Can you pick an answer with certainty? This ambiguity makes it hard to tell the people that are making a genuine effort apart from the people (or bots!) that are guessing randomly. However, we must make that determination correctly in order to scale this up to thousands of labelers, and still deliver high quality data to our customer. Measuring Quality at Scale When we first built our labeling pipeline, our customers wanted us to prioritize the highest quality data over other factors such as the fastest turnaround SLAs. Now we had to figure out a way to keep our high quality bar while boosting our turnaround from days to minutes. One reason for higher turn-around time was redundancy. On most projects, we send each task through a pipeline of multiple people, either in series or in parallel. Having this redundancy greatly reduces the probability of errors. It also allows us to estimate the accuracies of each person by grading their responses against the completed version of the task. The other reason for higher turn-around time was lagging quality indicators. We usually hold each batch of tasks in a staging state before it is sent back to a customer, so that our confidence indicators on labelers can catch up based on new information. We can then relabel tasks we have low confidence in.
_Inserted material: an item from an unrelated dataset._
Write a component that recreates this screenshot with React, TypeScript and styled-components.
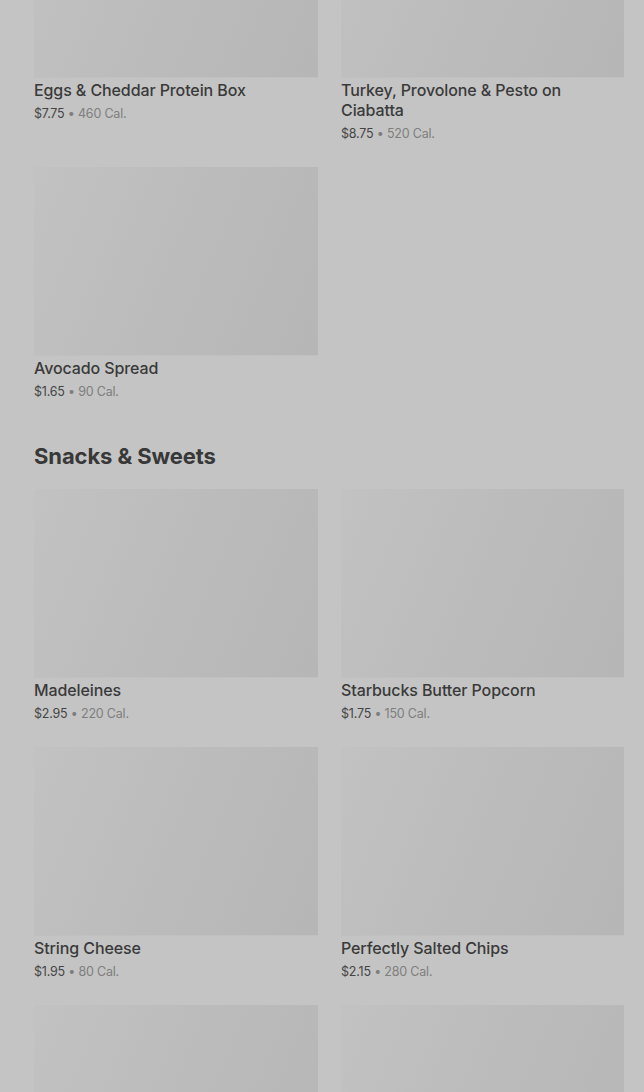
import React from "react";
import styled, { createGlobalStyle } from "styled-components";

const Global = createGlobalStyle`
  html, body { margin: 0; padding: 0; background: #c4c4c4; }
  body { font-family: Inter, "Noto Sans", Roboto, sans-serif; overflow: hidden; }
`;

const Page = styled.main`
  width: 644px;
  box-sizing: border-box;
  padding: 0 20px 0 34px;
  margin-top: -111px;
`;

const Section = styled.section<{ $first?: boolean }>`
  padding-top: ${(p) => (p.$first ? "0" : "39px")};
`;

const Heading = styled.h2`
  margin: 0 0 18px;
  font-size: 22px;
  line-height: 30px;
  font-weight: 700;
  color: #383838;
  letter-spacing: -0.1px;
`;

const Grid = styled.div`
  display: grid;
  grid-template-columns: 284px 283px;
  column-gap: 23px;
  row-gap: 23px;
  align-items: start;
`;

const Card = styled.article`
  display: flex;
  flex-direction: column;
`;

const Thumb = styled.div`
  height: 188px;
  background: linear-gradient(112deg, #c2c2c2 0%, #bcbcbc 45%, #b6b6b6 100%);
  box-shadow: 0 1px 0 #c0c0c0;
`;

const Title = styled.h3`
  margin: 3px 0 0;
  font-size: 16px;
  line-height: 20px;
  font-weight: 500;
  color: #3a3a3a;
  letter-spacing: -0.1px;
`;

const Meta = styled.p`
  margin: 4px 0 0;
  font-size: 12.5px;
  line-height: 20px;
  color: #444444;
  letter-spacing: -0.2px;
`;

const Cal = styled.span`
  color: #7e7e7e;
`;

type Item = { name: string; price: string; cal: string };

const breakfast: Item[] = [
  { name: "Eggs & Cheddar Protein Box", price: "$7.75", cal: "460 Cal." },
  { name: "Turkey, Provolone & Pesto on Ciabatta", price: "$8.75", cal: "520 Cal." },
  { name: "Avocado Spread", price: "$1.65", cal: "90 Cal." },
];

const snacks: Item[] = [
  { name: "Madeleines", price: "$2.95", cal: "220 Cal." },
  { name: "Starbucks Butter Popcorn", price: "$1.75", cal: "150 Cal." },
  { name: "String Cheese", price: "$1.95", cal: "80 Cal." },
  { name: "Perfectly Salted Chips", price: "$2.15", cal: "280 Cal." },
  { name: "Marshmallow Dream Bar", price: "$2.45", cal: "210 Cal." },
  { name: "Chocolate Chip Cookie", price: "$2.45", cal: "360 Cal." },
];

const ItemCard = ({ item }: { item: Item }) => (
  <Card>
    <Thumb />
    <Title>{item.name}</Title>
    <Meta>
      {item.price} <Cal>• {item.cal}</Cal>
    </Meta>
  </Card>
);

export default function App() {
  return (
    <>
      <Global />
      <Page>
        <Section $first>
          <Grid>
            {breakfast.map((it) => (
              <ItemCard key={it.name} item={it} />
            ))}
          </Grid>
        </Section>
        <Section>
          <Heading>Snacks &amp; Sweets</Heading>
          <Grid>
            {snacks.map((it) => (
              <ItemCard key={it.name} item={it} />
            ))}
          </Grid>
        </Section>
      </Page>
    </>
  );
}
However, due to OpenAI’s latency and throughput constraints, we would not have been able to use either of these features of our architecture — tasks would have to be immediately sent back to the customer after a single person had attempted them. Fortunately, having people review other people’s work is just one of the ways we get signal on labeler quality. For example, on some computer vision projects, one feature that determines labeler quality is based on localization loss from a deep learning model. Benchmark Tasks Another way we measure quality is using a mechanism called benchmark tasks. The idea is to collect high-confidence responses to a subset of tasks first (called benchmark tasks — or a golden dataset in literature), and then use them to estimate the quality of active labelers. The benchmark tasks are sprinkled among new tasks served to people, and disguised to be indistinguishable from them. We can then guarantee that we never return tasks to a customer from labelers who do not meet the quality threshold on benchmark tasks. We had been successfully using benchmark tasks as another way of measuring quality, but these were typically created manually by our in-house quality team. This manual creation would not have worked for this project for a few reasons: we wanted to support OpenAI in creating new projects and iterating quickly on experiments without being blocked on the Scale team creating benchmarks.

due to the ambiguous nature of tasks, it was harder to manually find tasks for which we could have high certainty in the answer. To solve these problems, we augmented our pipeline with a system that automatically mines and maintains a set of benchmark tasks. Once a project came in, our system would take a small subset of tasks from it, and have each one done by multiple trusted labelers. If those people almost all reached consensus that one of the responses on a task was correct, we would make this task a benchmark task, with that response. The broader remote workforce would only be allowed on the project once we had enough benchmarks.